However, to make this more usable and friendly, I assume some error handling is needed for this "private videos" case.. I mean, even with this fix working there's no way for the user to know he needs --cookies or credentials. Instead, he will get this log:

ERROR: Cannot parse data; please report this issue on https://github.com/blackjack4494/yt-dlc . Make sure you are using the latest version; type youtube-dlc -U to update. Be sure to call youtube-dlc with the --verbose flag and include its complete output. Traceback (most recent call last): File "./testdlc/youtube_dlc/YoutubeDL.py", line 830, in extract_info ie_result = ie.extract(url) File "./testdlc/youtube_dlc/extractor/common.py", line 532, in extract ie_result = self._real_extract(url) File "./testdlc/youtube_dlc/extractor/facebook.py", line 484, in _real_extract video_id, fatal_if_no_video=True) File "./testdlc/youtube_dlc/extractor/facebook.py", line 380, in _extract_from_url raise ExtractorError('Cannot parse data') ExtractorError: Cannot parse data; please report this issue on https://github.com/blackjack4494/yt-dlc . Make sure you are using the latest version; type youtube-dlc -U to update. Be sure to call youtube-dlc with the --verbose flag and include its complete output.
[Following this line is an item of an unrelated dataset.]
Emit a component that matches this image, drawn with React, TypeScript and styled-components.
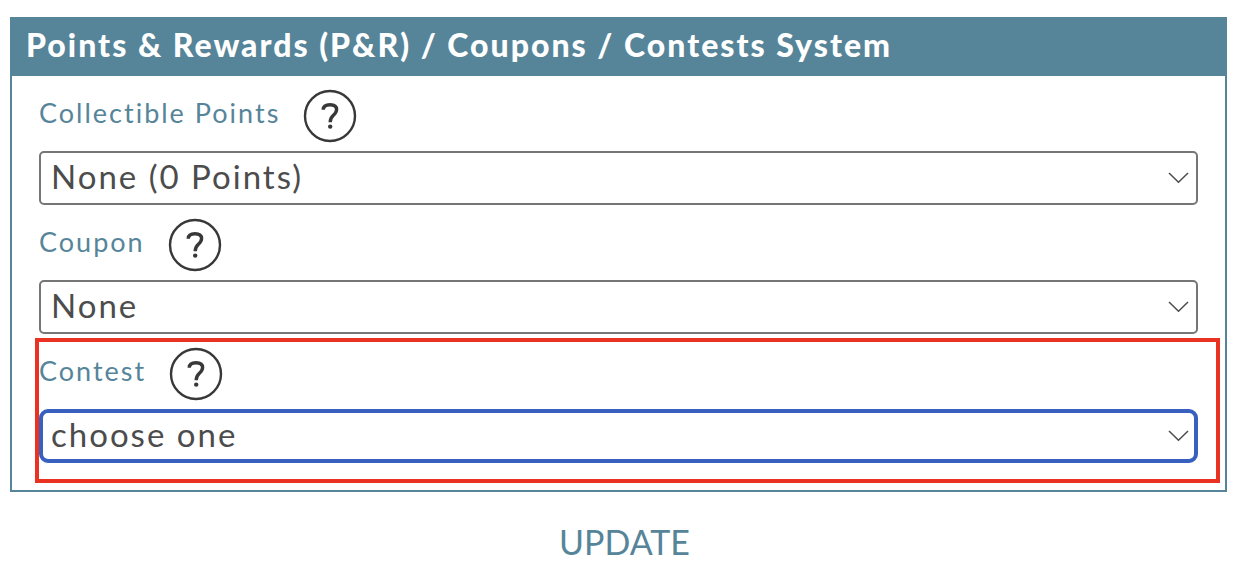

someziggyman avatar Nov 08 '20 10:11 someziggyman

I also tried to download a Facebook video and it didn't work 😕 But the fix proposed by @ssaqua works great, thanks so much for looking into it! ❤️

TPXP avatar Nov 09 '20 12:11 TPXP

Hi. @ssaqua. Thanks for providing this. Does this fix still work? I downloaded the master branch. edited the 1 line and then typed make like it says. When trying a download without a cookie header I also do not get the please log in error. Is there maybe a step I missed when trying to edit the file myself and doing the make or is the fix no longer working?

Edit: I am able to download when providing the username and password after the fix. I must be doing something wrong with the cookie i assume.

jonasvn75 avatar Nov 11 '20 20:11 jonasvn75

Edit: I am able to download when providing the username and password after the fix. I must be doing something wrong with the cookie i assume.

👍

Yeah this should still work as long as the request is properly authenticated. I use the --add-header 'Cookie: {copy-cookie-from-browser-request}' option instead of the --cookie FILE option.

ssaqua avatar Nov 12 '20 02:11 ssaqua

Missed this on my initial search, so I closed my issue #240 and referenced this one, it appears this issue with the regex is still present.

digital-pet avatar Nov 19 '20 00:11 digital-pet

The regex fix didnt work for me. Tried with Cookies File and Headers. None. Than tried this Workaround https://github.com/ytdl-org/youtube-dl/issues/27062#issuecomment-729442898 "youtube-dl --force-generic-extractor [link] and worked just fine."

rgime avatar Nov 20 '20 03:11 rgime

Than tried this Workaround ytdl-org/youtube-dl#27062 (comment) "youtube-dl --force-generic-extractor [link] and worked just fine."

@rgime on what endpoints does that work? What do your URLs look like? Is it something like that? https://www.facebook.com/<user_ID>/videos/<video_ID> Or like this? https://www.facebook.com/groups/<group_IP>/permalink/<post_ID>/

Is it really private? Does it ask for authentication at all? What version are you using?

vctls avatar Nov 20 '20 08:11 vctls